10 things you should know about new cattle sale rules

 

Madras high court on Tuesday stayed the new rules banning the sale and purchase of cattle for slaughter, but not before the issue generated a storm across the nation over concerns that it was a backdoor attempt to regulate food habits.

But what exactly do the new rules say? Here’s a checklist.

1. The new rules, Prevention of Cruelty to Animals (Regulation of Livestock Markets) Rules, 2017, have been framed under the Prevention of Cruelty to Animals Act, 1960.

While the parent act talks of the ‘formation or establishment of pinjrapoles (enclosure), rescue homes, animal shelters, sanctuaries and the like where animals and birds may find a shelter when they have become old and useless or when they need protection’, the new rules talk about the animal’s custody ‘at an infirmary, pinjrapole, Society for the Prevention of Cruelty to Animals, Animal Welfare Organisation or Gaushala during pendency of litigation’. The gaushalas, thus, are a new addition in the mechanism for ensuring animal welfare.

2. While a press release from the Press Information Bureau says ‘the prime focus of the regulation is to protect the animals from cruelty and not to regulate the existing trade in cattle for slaughter houses’, the new rules, by including the ‘lairage adjoining a market or a slaughterhouse’ under its definition of animal market, a place where animals cannot be bought and sold for slaughter purposes, does exactly what PIB says it does not: regulate the existing trade in cattle for slaughter houses.

So where does one now buy animals for slaughter?
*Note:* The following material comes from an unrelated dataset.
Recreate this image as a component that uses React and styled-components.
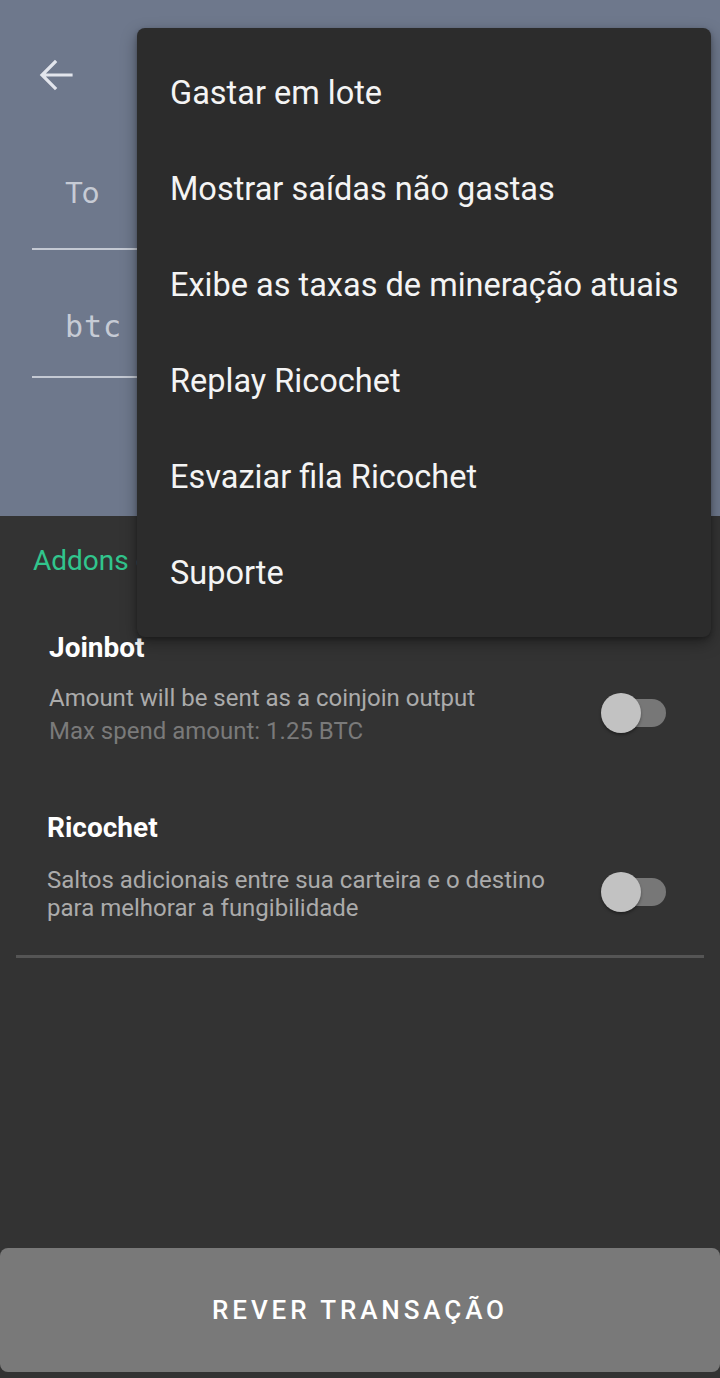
import React from "react";
import styled, { createGlobalStyle } from "styled-components";

const GlobalStyle = createGlobalStyle`
  html, body {
    margin: 0;
    padding: 0;
    background: #333333;
  }
  * { box-sizing: border-box; }
`;

const menuItems = [
  "Gastar em lote",
  "Mostrar saídas não gastas",
  "Exibe as taxas de mineração atuais",
  "Replay Ricochet",
  "Esvaziar fila Ricochet",
  "Suporte",
];

const BackArrow = () => (
  <svg width="36" height="36" viewBox="0 0 36 36" fill="none">
    <path
      d="M33 18H5M17 5L4 18l13 13"
      stroke="#e2e5ec"
      strokeWidth="3.2"
      strokeLinecap="square"
    />
  </svg>
);

const App = () => {
  return (
    <Screen>
      <GlobalStyle />
      <TopPanel>
        <Header>
          <IconButton>
            <BackArrow />
          </IconButton>
        </Header>
        <Field top={26} bottom={38}>
          <FieldLabel>To</FieldLabel>
        </Field>
        <Field top={60} bottom={32}>
          <FieldLabel mono>btc</FieldLabel>
        </Field>
      </TopPanel>

      <Body>
        <SectionTitle>Addons disponíveis</SectionTitle>

        <Addon inset={49} gap={56}>
          <AddonTitle>Joinbot</AddonTitle>
          <AddonRow>
            <AddonText>
              <Desc lh={33}>Amount will be sent as a coinjoin output</Desc>
              <Desc lh={33} muted>Max spend amount: 1.25 BTC</Desc>
            </AddonText>
            <Toggle>
              <Track />
              <Thumb />
            </Toggle>
          </AddonRow>
        </Addon>

        <Addon inset={47} gap={64}>
          <AddonTitle>Ricochet</AddonTitle>
          <AddonRow top={22}>
            <AddonText>
              <Desc lh={28}>
                Saltos adicionais entre sua carteira e o destino para melhorar a
                fungibilidade
              </Desc>
            </AddonText>
            <Toggle>
              <Track />
              <Thumb />
            </Toggle>
          </AddonRow>
        </Addon>

        <Divider />
        <Spacer />
        <ReviewButton>REVER TRANSAÇÃO</ReviewButton>
      </Body>

      <Menu>
        {menuItems.map((item) => (
          <MenuItem key={item}>{item}</MenuItem>
        ))}
      </Menu>
    </Screen>
  );
};

const Screen = styled.div`
  position: relative;
  width: 720px;
  min-height: 1378px;
  display: flex;
  flex-direction: column;
  font-family: Roboto, "Noto Sans", sans-serif;
  background: #333333;
  overflow: hidden;
`;

const TopPanel = styled.div`
  height: 516px;
  background: #6e788c;
  display: flex;
  flex-direction: column;
`;

const Header = styled.div`
  height: 150px;
  display: flex;
  align-items: center;
  padding-left: 38px;
`;

const IconButton = styled.div`
  display: flex;
  align-items: center;
  justify-content: center;
  width: 36px;
  height: 36px;
`;

const Field = styled.div`
  margin: 0 32px;
  padding: ${(p) => p.top}px 0 ${(p) => p.bottom}px 33px;
  border-bottom: 2px solid #c4c9d3;
`;

const FieldLabel = styled.div`
  line-height: 34px;
  height: 34px;
  font-size: 30px;
  font-family: ${(p) =>
    p.mono ? '"DejaVu Sans Mono", "Liberation Mono", monospace' : "Roboto, sans-serif"};
  color: #c6cbd5;
  letter-spacing: ${(p) => (p.mono ? "1px" : "0.5px")};
`;

const Body = styled.div`
  flex: 1;
  display: flex;
  flex-direction: column;
  padding-top: 30px;
`;

const SectionTitle = styled.div`
  padding-left: 33px;
  font-size: 28px;
  line-height: 30px;
  color: #31c58d;
`;

const Addon = styled.div`
  padding-left: ${(p) => p.inset}px;
  padding-right: 54px;
  margin-top: ${(p) => p.gap}px;
`;

const AddonTitle = styled.div`
  font-size: 28px;
  font-weight: 700;
  line-height: 32px;
  color: #ffffff;
`;

const AddonRow = styled.div`
  display: flex;
  align-items: center;
  justify-content: space-between;
  margin-top: ${(p) => p.top ?? 18}px;
`;

const AddonText = styled.div`
  max-width: 520px;
`;

const Desc = styled.div`
  font-size: 24px;
  line-height: ${(p) => p.lh}px;
  color: ${(p) => (p.muted ? "#7a7a7a" : "#ababab")};
`;

const Toggle = styled.div`
  position: relative;
  width: 65px;
  height: 40px;
  flex-shrink: 0;
  margin-top: -4px;
`;

const Track = styled.div`
  position: absolute;
  left: 5px;
  right: 0;
  top: 6px;
  height: 28px;
  border-radius: 14px;
  background: #777777;
`;

const Thumb = styled.div`
  position: absolute;
  left: 0;
  top: 0;
  width: 40px;
  height: 40px;
  border-radius: 50%;
  background: #c2c2c2;
  box-shadow: 0 2px 3px rgba(0, 0, 0, 0.35);
`;

const Divider = styled.div`
  margin: 33px 16px 0;
  height: 3px;
  background: #555555;
`;

const Spacer = styled.div`
  flex: 1;
`;

const ReviewButton = styled.div`
  height: 124px;
  margin-bottom: 6px;
  border-radius: 8px;
  background: #797979;
  display: flex;
  align-items: center;
  justify-content: center;
  color: #ffffff;
  font-size: 26px;
  font-weight: 500;
  letter-spacing: 3.9px;
`;

const Menu = styled.div`
  position: absolute;
  top: 28px;
  left: 137px;
  width: 574px;
  padding: 17px 0 16px;
  background: #2c2c2c;
  border-radius: 8px;
  box-shadow: 0 6px 16px rgba(0, 0, 0, 0.35), 0 2px 4px rgba(0, 0, 0, 0.25);
`;

const MenuItem = styled.div`
  height: 96px;
  display: flex;
  align-items: center;
  padding-left: 33px;
  font-size: 32.5px;
  color: #f4f4f4;
  white-space: nowrap;
`;

export default App;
The PIB release says: Animal for slaughter will have to be bought from the farmers at the farms.

3. While many states in India have banned cow slaughter, some states have also included the ‘progeny of cow’ to cover bullocks. The new rules cover a wider area and bring within the anti-slaughter ambit ‘bulls, bullocks, cows, buffalos, steers, heifers and calves and includes camels’. This is probably for the first time that slaughter of buffalos and camels are being banned.

4. Do the new rules fly in the face of the objectives of the original Act? Consider this: The rules that a person selling cattle in the market has to declare that the animal was not being sold for slaughter; likewise the purchaser has to declare that the animal will not be slaughtered. The parent law, Prevention of Cruelty to Animals Act, 1960, does not mandate this. In fact, it allows for slaughter of animals under its Section 11 which excludes ‘any act in the course of the destruction or the preparation for destruction of any animal as food for mankind unless such destruction or preparation was accompanied by the infliction of unnecessary pain or suffering’.

5. Aside from these, the new rules are unexceptionable in that they seek to prevent cruelty of animals during trade by mandating the constitution of an animal market committee for the management of animal markets in a district. The panel will consist of, among others, a veterinary officer. The rules require that animal markets, which are vaguely defined in Section 2(b) of the notification, must have all facilities for the animals, like adequate water supply, shaded enclosures, lighting, bedding, etc.

The veterinary officer will examine each cattle to ensure that no sick animals are being sold at the animal market. In case of an ‘unfit’ animal being found, the veterinary officer will arrange for its treatment and the owner of the animal will have to bear the cost incurred on such treatment. Unfit animals will have to be kept in separate enclosures and cannot be displaced unless with the permission of the veterinary officer.

6. All the processes, from offloading of animals in the market to their loading after being sold, will supervised by the veterinary inspector who will have to ensure that no rule — regarding the handling of animals in the market or during transport — shall be violated.

7. Carcasses of animals that die in the market or euthanised in case of irreparable severe injury will have to be incinerated and cannot be sold or flayed for leather.

8. The rules prohibit ‘cruel practices’ like hot branding, cold branding, shearing and painting of horns, bishoping in horses and ear cutting in buffaloes, casting animals on hard ground without adequate bedding, use of any chemicals or colours on body parts of animals, sealing teats of the udder using any material such as adhesive tapes to prevent the calf from suckling.

Forcing animals to perform any unnatural acts such as dancing, even putting any ornaments or decorative materials on animals, use of any type of muzzle to prevent animals from suckling or eating food, injecting Oxytocin into milch animals and castration of animals by quacks or traditional healers, have all been brought under the ambit of ‘cruel practices’.

Will ‘putting ornaments or decorative materials on animals’ cover the elaborate decorations on elephants during temple ceremonies, etc? Your guess is as good as ours.

9. The custody of cattle seized from a person found violating the rules will be given to infirmaries, gaushalas or Animal Welfare Board etc. The owner and the accused will have to bear the cost incurred on treatment, maintenance and transport of such animals. A person found guilty shall forfeit the ownership of the animal, which will then be put up for adoption.

10. Even a person adopting such cattle shall not sell it, slaughter it or sacrifice it for any religious purposes, the new rules mandate.